C:\Users\Asus\anaconda3\envs\venv_alice\python.exe


In [2]:
# Import libraries

import pandas as pd
import time
from selenium import webdriver
from webdriver_manager.chrome import ChromeDriverManager
from selenium.webdriver.common.by import By
from selenium.webdriver.chrome.service import Service
from selenium.webdriver.chrome.options import Options
import matplotlib.pyplot as plt 
import os
import logging

In [30]:
#installing the driver
service = Service(ChromeDriverManager().install())

# starts Chrome using Service
driver = webdriver.Chrome(service=service)

In [4]:
#Get the page's contents
page_url = "https://en.wikipedia.org/wiki/Alice%27s_Adventures_in_Wonderland"
driver.get(page_url)

#### Extracting the elements of interest

In [5]:
# Create a collection of the characters
characters_elems = driver.find_elements(by = By.CLASS_NAME, value = 'div-col')

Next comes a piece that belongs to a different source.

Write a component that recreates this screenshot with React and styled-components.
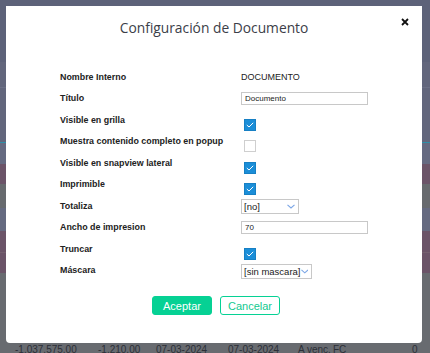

It's using Selenium to **search the webpage** for all HTML elements that have the CSS class name `div-col`.

Breaking it down:

- `driver.find_elements(...)` — tells Selenium to look through the page and collect **all matching elements** (notice it's `find_elements` plural, so it returns a list)
- `by = By.CLASS_NAME` — specifies that you're searching **by CSS class name**
- `value = 'div-col'` — the class name you're looking for

So it's essentially saying: *"go through the Wikipedia page and find all `<div class="div-col">` elements, then store them in `characters_elems`."*

Which is exactly the div you found when you inspected the page containing the characters list!

In [11]:
list_char = characters_elems[0].text.split("\n")

It means you're accessing the **first item** in the list `characters_elems`.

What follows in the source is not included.